* START DATA EXCERPT *

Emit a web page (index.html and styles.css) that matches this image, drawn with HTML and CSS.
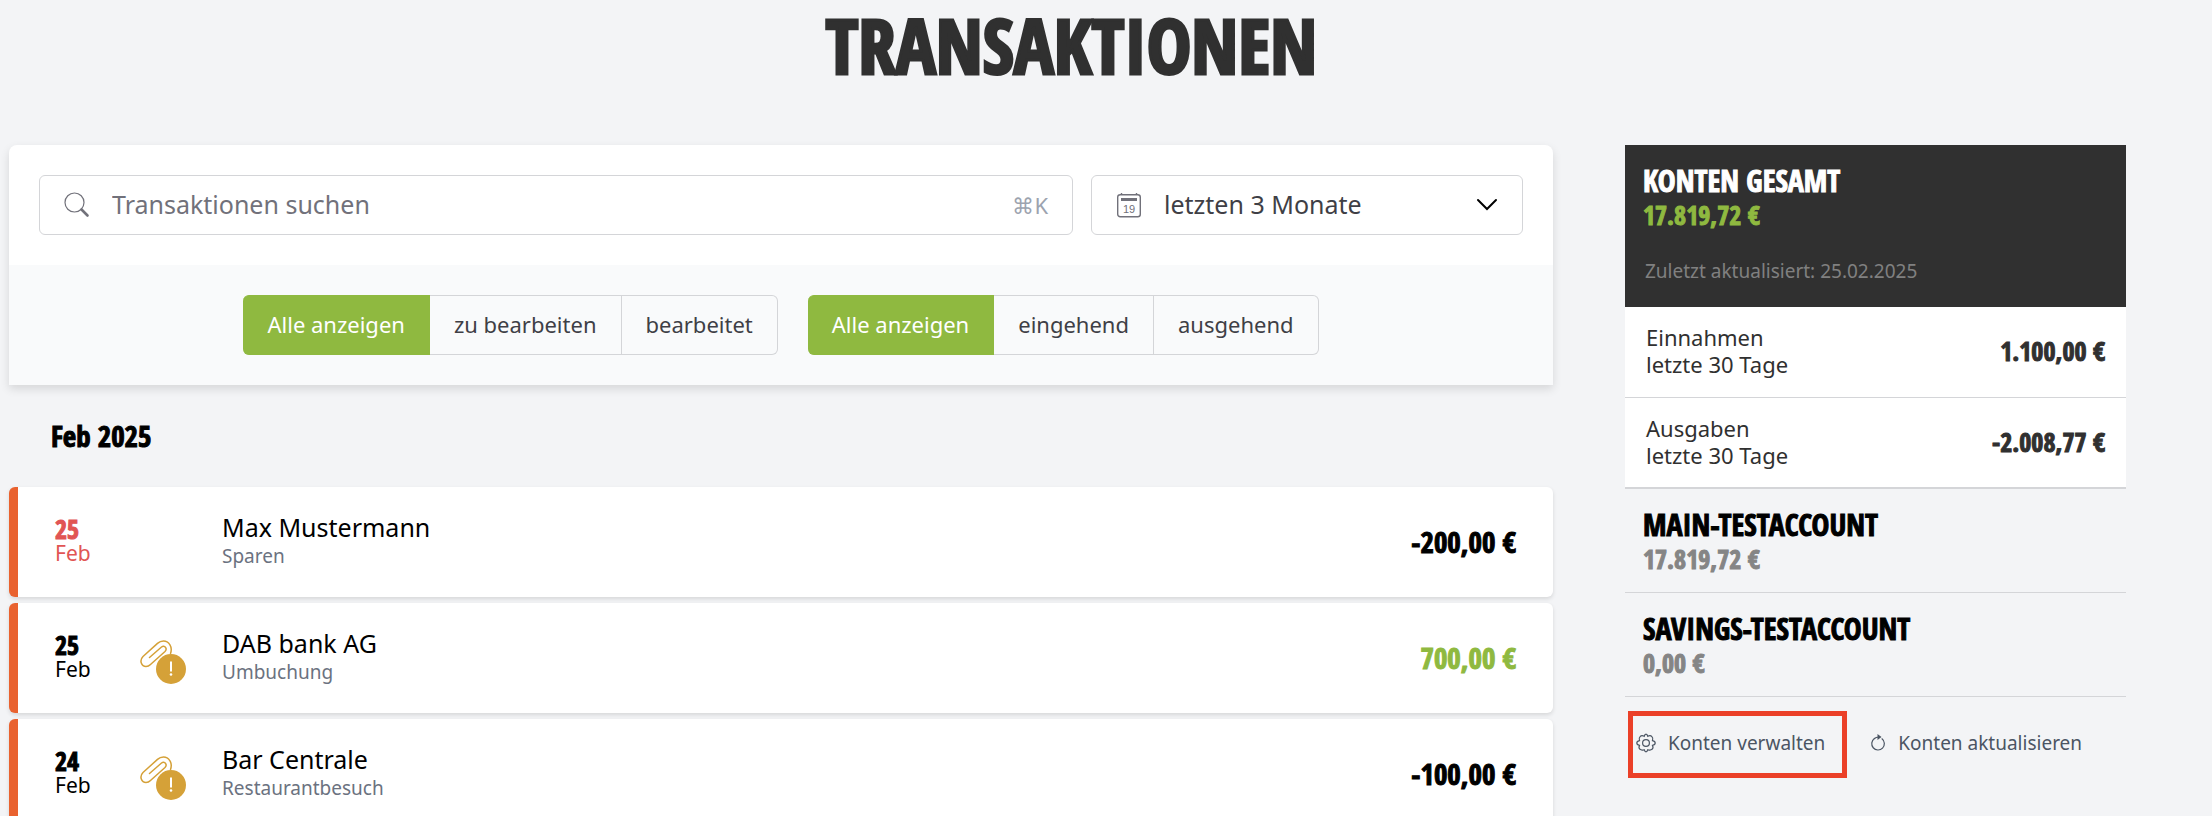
FILE: index.html
```html
<!DOCTYPE html>
<html lang="de">
<head>
<meta charset="utf-8">
<title>Transaktionen</title>
<meta name="viewport" content="width=device-width, initial-scale=1">
<link rel="stylesheet" href="styles.css">
</head>
<body>
<svg width="0" height="0" class="sprite" aria-hidden="true">
  <symbol id="clip" viewBox="0 0 46 44">
    <path d="M30.500 13.500C33 6.500 28.500 1 23.500 1c-2.500 0-4.500 1-6 2.400L3 16.500C-1 20.500 1.500 26.500 6 26.500c2 0 3.500-1 4.500-2L25 11.500C27.800 8.500 24.500 4.500 21.500 7L9.500 17.500" fill="none" stroke="#d5a138" stroke-width="1.500" stroke-linecap="round"/>
    <circle cx="31" cy="29" r="15" fill="#d5a138"/>
    <path d="M31 21.500v10" stroke="#fff" stroke-width="2"/>
    <circle cx="31" cy="34.500" r="1.300" fill="#fff"/>
  </symbol>
</svg>
<div class="page">
  <h1 class="page-title">TRANSAKTIONEN</h1>
  <div class="columns">
    <main>
      <section class="panel">
        <div class="search-row">
          <label class="field">
            <svg class="icon" width="26" height="26" viewBox="0 0 26 26" aria-hidden="true"><circle cx="10.500" cy="10.500" r="9.500" fill="none" stroke="#71717a" stroke-width="1.200"/><path d="M17.500 17.500l6 6" stroke="#71717a" stroke-width="2.600" stroke-linecap="round"/></svg>
            <input class="control" type="search" placeholder="Transaktionen suchen" aria-label="Transaktionen suchen">
            <kbd class="shortcut">⌘K</kbd>
          </label>
          <label class="field">
            <svg class="icon" width="26" height="26" viewBox="0 0 26 26" aria-hidden="true"><rect x="1.700" y="2.700" width="22.600" height="22" rx="2.500" fill="none" stroke="#71717a" stroke-width="1.400"/><path d="M5.500 1v2M20.500 1v2" stroke="#71717a" stroke-width="1.400"/><path d="M5 7.500h16" stroke="#71717a" stroke-width="3"/><text x="13" y="20.500" class="calendar-day">19</text></svg>
            <select class="control" aria-label="Zeitraum"><option>letzten 3 Monate</option></select>
            <svg class="chevron" width="22" height="14" viewBox="0 0 22 14" aria-hidden="true"><path d="M2 2l9 9 9-9" fill="none" stroke="#000" stroke-width="2" stroke-linecap="round"/></svg>
          </label>
        </div>
        <div class="filters">
          <div class="segment" role="group" aria-label="Status">
            <button class="active" aria-pressed="true">Alle anzeigen</button><button>zu bearbeiten</button><button>bearbeitet</button>
          </div>
          <div class="segment" role="group" aria-label="Richtung">
            <button class="active" aria-pressed="true">Alle anzeigen</button><button>eingehend</button><button>ausgehend</button>
          </div>
        </div>
      </section>
      <h2 class="month">Feb 2025</h2>
      <ul class="transactions">
        <li class="transaction">
          <div class="date pending"><b>25</b><span>Feb</span></div>
          <div class="attachment"></div>
          <div class="details"><span class="name">Max Mustermann</span><span class="category">Sparen</span></div>
          <span class="amount">-200,00 €</span>
        </li>
        <li class="transaction">
          <div class="date"><b>25</b><span>Feb</span></div>
          <div class="attachment"><svg width="46" height="44" aria-hidden="true"><use href="#clip"/></svg></div>
          <div class="details"><span class="name">DAB bank AG</span><span class="category">Umbuchung</span></div>
          <span class="amount incoming">700,00 €</span>
        </li>
        <li class="transaction">
          <div class="date"><b>24</b><span>Feb</span></div>
          <div class="attachment"><svg width="46" height="44" aria-hidden="true"><use href="#clip"/></svg></div>
          <div class="details"><span class="name">Bar Centrale</span><span class="category">Restaurantbesuch</span></div>
          <span class="amount">-100,00 €</span>
        </li>
      </ul>
    </main>
    <aside>
      <section class="total">
        <h2 class="account-name">KONTEN GESAMT</h2>
        <p class="balance">17.819,72 €</p>
        <p class="updated">Zuletzt aktualisiert: 25.02.2025</p>
      </section>
      <div class="summary"><span>Einnahmen<br>letzte 30 Tage</span><b class="sum">1.100,00 €</b></div>
      <div class="summary last"><span>Ausgaben<br>letzte 30 Tage</span><b class="sum">-2.008,77 €</b></div>
      <section class="account">
        <h2 class="account-name">MAIN-TESTACCOUNT</h2>
        <p class="balance">17.819,72 €</p>
      </section>
      <section class="account">
        <h2 class="account-name">SAVINGS-TESTACCOUNT</h2>
        <p class="balance">0,00 €</p>
      </section>
      <div class="actions">
        <div class="highlight">
          <button class="action"><svg width="20" height="20" viewBox="0 0 20 20" aria-hidden="true"><g fill="none" stroke="#4b5563" stroke-width="1.200"><path d="M10 1.200Q11.300 1.200 11.800 3.300Q14.300 1.800 15.900 3.600Q17.500 5.200 16.500 7.600Q19.200 8.200 19.200 10Q19.200 11.800 16.500 12.400Q17.700 14.800 16.100 16.200Q14.500 17.800 11.800 16.700Q11.200 18.900 10 18.900Q8.800 18.900 8.200 16.700Q5.500 17.800 3.900 16.200Q2.300 14.800 3.500 12.400Q.8 11.800.8 10Q.8 8.200 3.500 7.600Q2.500 5.200 4.100 3.600Q5.700 1.800 8.200 3.300Q8.700 1.200 10 1.200z"/><circle cx="10" cy="10" r="3.400"/></g></svg>Konten verwalten</button>
        </div>
        <button class="action refresh"><svg width="16" height="20" viewBox="0 0 16 20" aria-hidden="true"><path d="M4.500 5.500A6.300 6.300 0 1 0 12 5.800M3.800 6Q6 4 9 4" fill="none" stroke="#4b5563" stroke-width="1.200" stroke-linecap="round"/><path d="M7.500 1l4 3-4 3z" fill="#4b5563"/></svg>Konten aktualisieren</button>
      </div>
    </aside>
  </div>
</div>
</body>
</html>
```
FILE: styles.css
```css
:root {
  --body: "Noto Sans", "Open Sans", sans-serif;
  --display: "Noto Sans ExtraCondensed", "Open Sans Condensed", "Noto Sans Condensed", "Roboto Condensed", "Liberation Sans Narrow", sans-serif;
  --line: #d4d5d8;
  --green: #8fb940;
}
* { box-sizing: border-box; margin: 0; }
body { background: #f3f4f6; font: 22px/28px var(--body); color: #000; overflow: hidden; }
.sprite { position: absolute; }
.page { padding: 0 86px 0 9px; }
.page-title { padding-left: 8px; font: 900 75px/90px var(--display); color: #303030; text-align: center; -webkit-text-stroke: 3px; }
.columns { display: grid; grid-template-columns: 1544fr 501fr; gap: 72px; align-items: start; padding-top: 55px; }
.panel { background: #fff; border-radius: 8px 8px 0 0; box-shadow: 0 4px 10px rgb(0 0 0 / 12%); }
.search-row { display: grid; grid-template-columns: 1034fr 432fr; gap: 18px; padding: 30px; }
.field { display: flex; align-items: center; height: 60px; padding: 0 24px; border: 1px solid var(--line); border-radius: 6px; }
.icon { flex: none; margin-right: 22px; }
.control { flex: 1; min-width: 0; appearance: none; border: 0; outline: 0; padding: 0 0 2px; background: none; font: 25px/34px var(--body); color: #3f3f46; }
.control::placeholder { color: #71717a; opacity: 1; }
.calendar-day { font: 11px "Liberation Sans", sans-serif; fill: #71717a; text-anchor: middle; }
.shortcut { font: 22px/28px var(--body); color: #9ca3af; }
.filters { display: flex; justify-content: center; gap: 30px; padding: 30px; background: #f9fafb; }
.segment { display: flex; }
.segment button { height: 60px; padding: 0 24px 2px; border: 1px solid var(--line); border-left-width: 0; background: none; font: 22px/28px var(--body); color: #3f3f46; }
.segment button:first-child { border-radius: 6px 0 0 6px; }
.segment button:last-child { border-radius: 0 6px 6px 0; }
.segment .active { background: var(--green); border-color: var(--green); color: #fff; }
.month, .date b, .amount, .account-name, .balance, .sum { -webkit-text-stroke: 1px; }
.month { padding: 32px 42px; font: 900 29px/38px var(--display); }
.transactions { display: grid; gap: 6px; padding: 0; list-style: none; }
.transaction { display: flex; align-items: center; height: 110px; padding: 0 37px; background: #fff; border-left: 9px solid #e9622f; border-radius: 6px; box-shadow: 0 2px 4px rgb(0 0 0 / 12%); }
.date { display: grid; width: 85px; padding-bottom: 4px; font-size: 21px; line-height: 22px; }
.date b { font: 900 26px/26px var(--display); }
.pending { color: #e15554; }
.attachment { width: 82px; padding-top: 12px; }
.details { display: grid; flex: 1; padding-bottom: 2px; }
.name { font-size: 25px; line-height: 30px; }
.category { font-size: 19px; line-height: 28px; color: #6b7280; }
.amount { font: 900 29px/36px var(--display); }
.incoming { color: var(--green); }
.total { padding: 18px 18px 2px; background: #303030; color: #fff; }
.account-name { font: 900 30px/36px var(--display); }
.balance { font: 900 26px/32px var(--display); color: #858585; }
.total .balance { color: var(--green); }
.updated { padding: 26px 2px 20px; font-size: 19px; line-height: 28px; color: #808080; }
.summary { display: flex; align-items: center; justify-content: space-between; height: 91px; padding: 0 21px 2px; background: #fff; border-bottom: 1px solid var(--line); line-height: 27px; color: #303030; }
.last { border-bottom-width: 2px; }
.sum { font: 900 26px/32px var(--display); }
.account { padding: 18px 18px 17px; border-bottom: 1px solid var(--line); }
.actions { display: flex; align-items: flex-start; gap: 20px; padding: 14px 3px; }
.highlight { padding: 4px 14px 8px 0; border: 5px solid #eb4028; }
.action { display: flex; align-items: center; gap: 12px; height: 45px; padding: 0 3px; border: 0; background: none; font: 19px/28px var(--body); color: #4b5563; }
.refresh { margin-top: 9px; }
```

* END DATA EXCERPT *

● **THE REQUEST**:
Pick out and copy the lines of the material that include the word "styles".

● **OUTPUT BELOW**:
Emit a web page (index.html and styles.css) that matches this image, drawn with HTML and CSS.
<link rel="stylesheet" href="styles.css">
FILE: styles.css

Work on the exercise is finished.